Re: issues 23 and 34, happy new year's initial text for all...

On Jan 3, 2012, at 3:18 PM, David Singer wrote:

> Issue number: 23
> 
> 
> 
> Issue name: Possible exemption for analytics
> Suggested retitle: Possible exemption for outsourcing
> 
> Issue URL:
>   http://www.w3.org/2011/tracking-protection/track/issues/23

I am confused.  ISSUE-23 is not about outsourcing.
ISSUE-49 and ISSUE-73 are about outsourcing.

  http://www.w3.org/2011/tracking-protection/track/issues/49
  http://www.w3.org/2011/tracking-protection/track/issues/73

The exemption for analytics is about the right of a first party to track
and retain information about where a user came from, how the user makes
use of the first party site (time spent, clickstream, etc.), and whether
the visit leads to some form of revenue conversion at the site.  In other
words, this issue has more to do with what, if any, limitations are placed
on first party data collection when DNT is enabled.

> Section number in the FPWD: 3.4 Types of Tracking
> Contributors to this text: (Draft) David Singer, (Edit) Jonathan Mayer
> 
> Specification:
> A third-party site may operate as a first-party site if all the following conditions hold:
> 	• the data collection, retention, and use, complies with at least the requirements for first-parties;
> 	• the data collected is available only to the first party, and the third party has no independent right to use the data;
> 	• the third party makes commitments to adhere to this standard in a form that is legally enforceable (directly or indirectly) by the first party, individual users, and regulators; data retention by the third party must not survive the end of this legal enforceability;
> 	• the third party undertakes reasonable technical precautions to prevent collecting data that could be correlated across first parties.
> 
> Non-normative Discussion:
> The rationale for rule (2) is that we allow the third party to stand in the first party’s shoes – but go no further.  The third party may not use the data it collects for “product improvement,” “aggregate analytics,” or any other purpose except to fulfill a request by a first party, where the results are shared only with the first party.
> 
> Rule (3) allows for the possibility of more than one level of outsourcing.
> 
> In rule (4), one component of reasonable technical precautions will often be using the same-origin policy to segregate information for each first-party customer.

That's all good text for ISSUE-73.

> Note that any data collected by the third party that is used, or may be used, in any way by any party other than the first party, is subject to the requirements for third parties.

I don't understand that sentence.

> Example:
> ExampleAnalytics collects analytic data for ExampleProducts Inc..  It operates a site under the DNS analytics.exampleproducts.com.
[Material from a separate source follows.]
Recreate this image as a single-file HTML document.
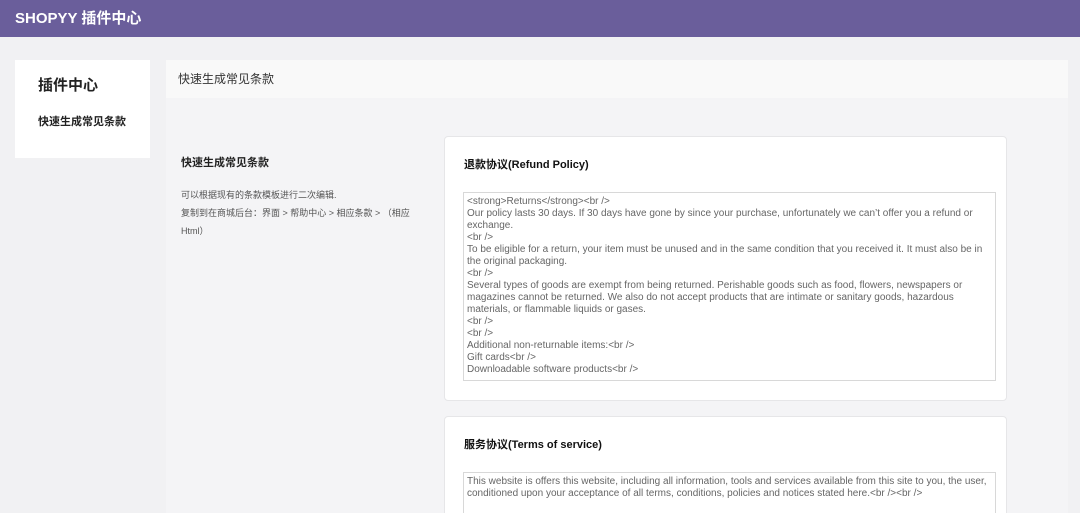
<!DOCTYPE html>
<html><head><meta charset="utf-8"><style>
*{margin:0;padding:0;box-sizing:border-box}
html,body{width:1080px;height:513px;overflow:hidden}
body{background:#f1f1f3;font-family:"Liberation Sans","Noto Sans CJK SC",sans-serif;position:relative}
.hd{position:absolute;left:0;top:0;width:1080px;height:37px;background:#6a5e9b;color:#fff;font-size:15px;font-weight:bold;line-height:37px;padding-left:15px}
.side{position:absolute;left:15px;top:60px;width:135px;height:98px;background:#fff}
.side h2{position:absolute;left:23px;top:14px;font-size:15px;font-weight:bold;color:#222}
.side p{position:absolute;left:23px;top:53px;font-size:11px;font-weight:bold;color:#222}
.main{position:absolute;left:166px;top:60px;width:902px;height:453px;background:#f4f4f6}
.mh{height:38px;background:#f9f9f9;font-size:12px;color:#333;line-height:38px;padding-left:12px}
.l1{position:absolute;left:181px;top:154px;font-size:11px;font-weight:bold;color:#222}
.l2{position:absolute;left:181px;top:186px;font-size:9px;color:#555;line-height:18px;width:235px}
.card{position:absolute;left:444px;width:563px;background:#fff;border:1px solid #e6e6e8;border-radius:4px;overflow:hidden}
.card h3{position:absolute;left:19px;top:19px;font-size:11px;font-weight:bold;color:#111}
.ta{position:absolute;left:18px;top:55px;width:533px;border:1px solid #d8d8d8;font-size:10px;color:#666;line-height:12px;padding:3px 3px 2px;overflow:hidden;white-space:pre-wrap}
</style></head><body>
<div class="hd">SHOPYY 插件中心</div>
<div class="side"><h2>插件中心</h2><p>快速生成常见条款</p></div>
<div class="main"><div class="mh">快速生成常见条款</div></div>
<div class="l1">快速生成常见条款</div>
<div class="l2">可以根据现有的条款模板进行二次编辑.<br>复制到在商城后台：界面 &gt; 帮助中心 &gt; 相应条款 &gt; （相应Html）</div>
<div class="card" style="top:136px;height:265px"><h3>退款协议(Refund Policy)</h3>
<div class="ta" style="height:189px">&lt;strong&gt;Returns&lt;/strong&gt;&lt;br /&gt;
Our policy lasts 30 days. If 30 days have gone by since your purchase, unfortunately we can’t offer you a refund or exchange.
&lt;br /&gt;
To be eligible for a return, your item must be unused and in the same condition that you received it. It must also be in the original packaging.
&lt;br /&gt;
Several types of goods are exempt from being returned. Perishable goods such as food, flowers, newspapers or magazines cannot be returned. We also do not accept products that are intimate or sanitary goods, hazardous materials, or flammable liquids or gases.
&lt;br /&gt;
&lt;br /&gt;
Additional non-returnable items:&lt;br /&gt;
Gift cards&lt;br /&gt;
Downloadable software products&lt;br /&gt;</div></div>
<div class="card" style="top:416px;height:97px;border-bottom:none;border-radius:4px 4px 0 0"><h3>服务协议(Terms of service)</h3>
<div class="ta" style="height:42px;border-bottom:none">This website is offers this website, including all information, tools and services available from this site to you, the user, conditioned upon your acceptance of all terms, conditions, policies and notices stated here.&lt;br /&gt;&lt;br /&gt;</div></div>
</body></html>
It collects and analyzes data on visits to ExampleProducts, and provides that data solely to ExampleProducts, and does not access or use it itself.
> 
> Text that possibly belongs in other sections:
> When the third party sends a response header, that header must indicate that that they are a third party and that they are operating under this exception.

Eh?  They are operating as the first party.

> Note that a third party that operates under a domain name or other arrangement that makes it appear to the user as if they are the first party, or a part or affiliate of the first party, is nonetheless a third party and is subject to the requirements of this clause ("DNS masquerading").

That is confusing.  I think what you mean is that a third party that does not
conform to the above conditions cannot operate as a first party even if the
data is collected through a shared domain or subdomain of the first party.

> 
> 
> 
> Issue number: 34
> Issue name: Possible exemption for aggregate analytics
> Suggested retitle: Possible exemption for unidentifiable data
> 
> Issue URL:
>   http://www.w3.org/2011/tracking-protection/track/issues/34
> 
> Section number in the FPWD: 3.4 Types of Tracking
> Contributors to this text: (Draft) David Singer, (Edit) Jonathan Mayer
> 
> Specification:
> A third party may collect, retain, and use any information from a user or user agent that, with high probability, could not be used to:
> 1) identify or nearly identify a user or user agent; or
> 2) correlate the activities of a user or user agent across multiple network interactions.

Again, totally confused.  Analytics are defined as correlating the activities of
a user across multiple network interactions.  Do you mean tracking the user across
multiple sites?  ISSUE-34 is about sharing analytics data in aggregate form
(e.g., a manufacturer might want to obtain aggregate information about
both the types of users that purchase their products and the types of
users that spend some threshold of time looking at the products but
do not result in a purchase.  Is it okay for the shop to share that data
with the manufacturer if the data shared is in an aggregate form that cannot
be used to identify individual users?

Also, keep in mind that fraud prevention requires at least some data
collection and retention by third parties.

> Examples:
> 1. A third-party advertising network records the fact that it displayed an ad. 
> 2. A third-party analytics service counts the number of times a popular page was loaded.
> 
> Non-Normative Discussion:
> This exception (like all exceptions) may not be combined with other exceptions unless specifically allowed.  A third party acting within the outsourcing exception, for example, may not make independent use of the data it has collected even though the use involves unidentifiable data.  A rule to the contrary would provide a perverse incentive for third parties to press all exceptions to the limit and then use the collected data within this exception.
> A potential ‘safe harbor’ under this clause could be to retain only aggregate counts, not per-transaction records.

I don't understand why we care.  Aggregate counts that do not identify users
are not a privacy concern and do not amount to tracking in any sense that
the user would intend to disable by DNT.

> Text that possibly belongs elsewhere:
> Possible advances in de-anonymization that make previously non-identifiable data, identifiable, should be considered.  
> [Maybe need an issue: whose problem is it when data from disparate sources, all but one of which are anonymous, is combined to achieve de-anonymization?]

AFAIK, aggregate data cannot be combined.  Anonymized data can often be
combined if it remains in non-aggregated form.

Cheers,

....Roy

Received on Tuesday, 10 January 2012 11:23:11 UTC